Natural light isn’t my favorite light source to use when photographing portraits.  Left unmodified, it can produce extremely harsh, distracting shadows and searing hotspots.  Even on overcast days, there is a tendency for it to create a ‘raccoon eyes’ effect in the subject’s eye sockets.  Having said that, when properly directed and diffused, the shadow transition can produce some striking headshots.  Take the portrait of Alex (below).

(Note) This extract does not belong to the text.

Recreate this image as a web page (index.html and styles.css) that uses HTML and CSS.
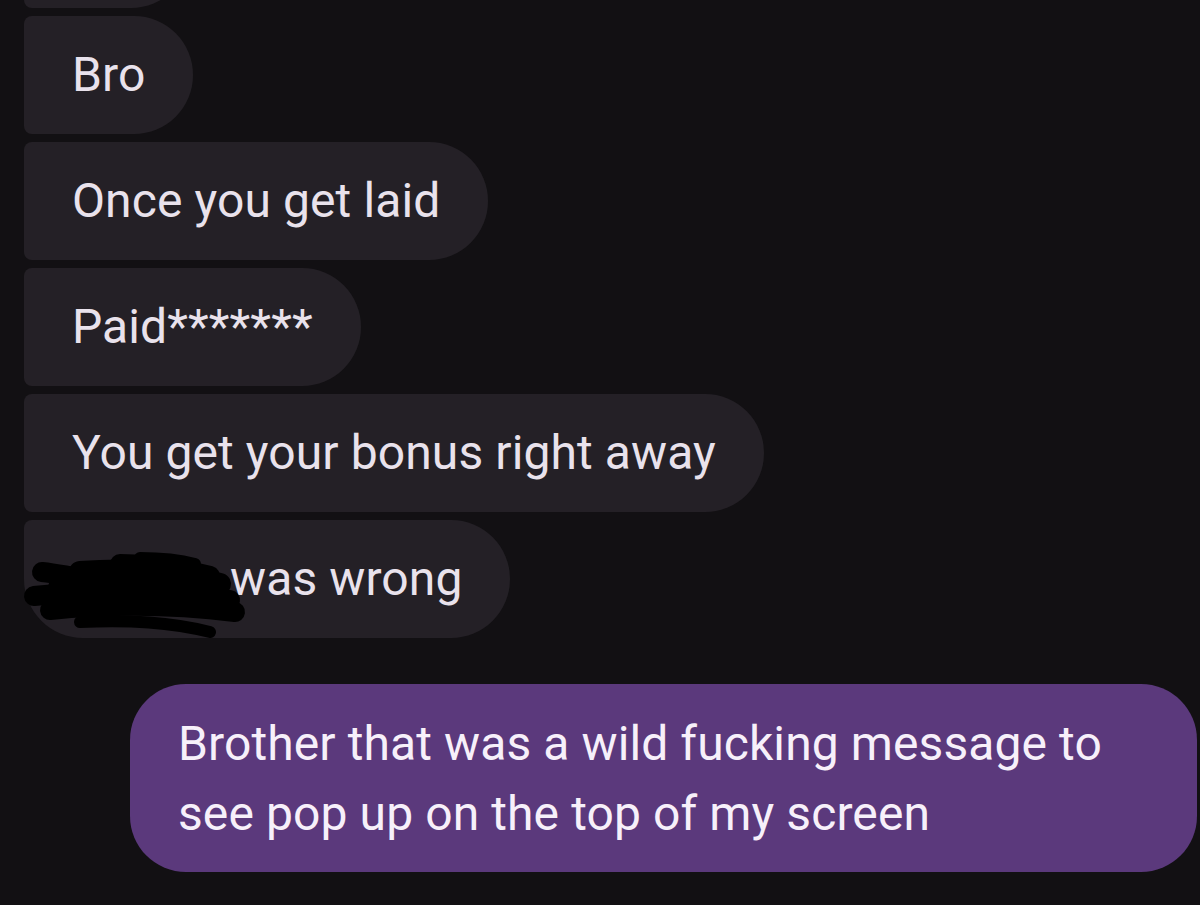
FILE: index.html
```html
<!DOCTYPE html>
<html lang="en">
<head>
<meta charset="utf-8">
<title>Messages</title>
<link rel="stylesheet" href="styles.css">
</head>
<body>
<main class="thread">
  <div class="group">
    <div class="bubble in prev"><span class="txt">Hey</span></div>
    <div class="bubble in"><span class="txt">Bro</span></div>
    <div class="bubble in"><span class="txt">Once you get laid</span></div>
    <div class="bubble in"><span class="txt">Paid*******</span></div>
    <div class="bubble in"><span class="txt">You get your bonus right away</span></div>
    <div class="bubble in last"><span class="redacted"></span><span class="txt">was wrong</span>
      <svg class="scribble" width="230" height="100" viewBox="0 0 230 100" aria-hidden="true">
        <g stroke="#000" stroke-linecap="round" stroke-linejoin="round" fill="none">
          <path d="M22 34 C40 36 60 40 80 44" stroke-width="20"/>
          <path d="M100 26 C130 26 160 30 190 38" stroke-width="20"/>
          <path d="M60 34 C110 30 160 34 200 46" stroke-width="22"/>
          <path d="M14 58 C70 52 140 50 210 62" stroke-width="20"/>
          <path d="M40 50 C90 46 150 48 195 56" stroke-width="24"/>
          <path d="M30 72 C90 66 150 66 215 74" stroke-width="20"/>
          <path d="M60 84 C110 82 150 84 190 94" stroke-width="12"/>
          <path d="M120 20 C140 20 160 22 175 26" stroke-width="12"/>
        </g>
      </svg>
    </div>
  </div>
  <div class="group out-group">
    <div class="bubble out"><span class="txt">Brother that was a wild fucking message to see pop up on the top of my screen</span></div>
  </div>
</main>
</body>
</html>
```
FILE: styles.css
```css
html, body {
  margin: 0;
  padding: 0;
  background: #121013;
  height: 100%;
  overflow: hidden;
}
.thread {
  display: flex;
  flex-direction: column;
  padding: 0 3px 0 24px;
  font-family: Roboto, "Liberation Sans", sans-serif;
}
.group {
  display: flex;
  flex-direction: column;
  align-items: flex-start;
  gap: 8px;
}
.bubble {
  position: relative;
  box-sizing: border-box;
  font-size: 48px;
  letter-spacing: 0.1px;
  line-height: 118px;
  height: 118px;
  padding: 0 48px;
  white-space: nowrap;
}
.in {
  background: #242026;
  color: #e9e2ec;
  border-radius: 8px 59px 59px 8px;
}
.prev {
  margin-top: -110px;
  width: 166px;
}
.prev .txt { visibility: hidden; }
.last {
  border-radius: 8px 59px 59px 59px;
}
.redacted {
  display: inline-block;
  width: 158px;
}
.scribble {
  position: absolute;
  left: -4px;
  top: 18px;
}
.out-group {
  align-items: flex-end;
  margin-top: 46px;
}
.out {
  background: #5b397c;
  color: #f7f0fa;
  border-radius: 56px;
  height: auto;
  width: 1067px;
  white-space: normal;
  line-height: 70px;
  padding: 25px 40px 23px 48px;
}
```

It was a clear day and thus I needed a way to disperse the harshness of the direct sun.  We were near The Porter Center and a quick joggle of the door handle allowed us to find an impromptu studio.  Windows and doorways come in handy to create on-the-fly softboxes (lighting instruments).  Once inside we found a west-facing window, ten feet by six feet.  Plenty large to spread the suns rays.  Fortunately the noon sun had yet to encroach past its zenith, otherwise the natural light would be beaming directly through the window.

Her portrait below is a pretty straightforward example of controlling the light using available resources.  The preponderance of light was emitted from her from behind her.  To better define her striking features, just two modifiers were used – one reflector camera right and one reflector mid torso (yes, I carry them with me everywhere I go), both directing the light back into her face.  The use of these modifiers accomplished three objectives – 1. they created a nice falloff of light and shadows across her face and neck 2. they highlighted her distinct cheekbones and better defined her jaw (she’s part Cherokee) and 3. filled in the dark areas around her eyes (reduced the ‘raccoon eyes’).  By metering the exposure for her face, the trees and everything else outside the window were blow-out and thus a somewhat angelic effect was created.  The image was fairly easy to devise because the lighting was very straightforward.  That and I was blessed with a natural beauty.  I can’t believe she’d never never sat for a portrait before, let alone modeled.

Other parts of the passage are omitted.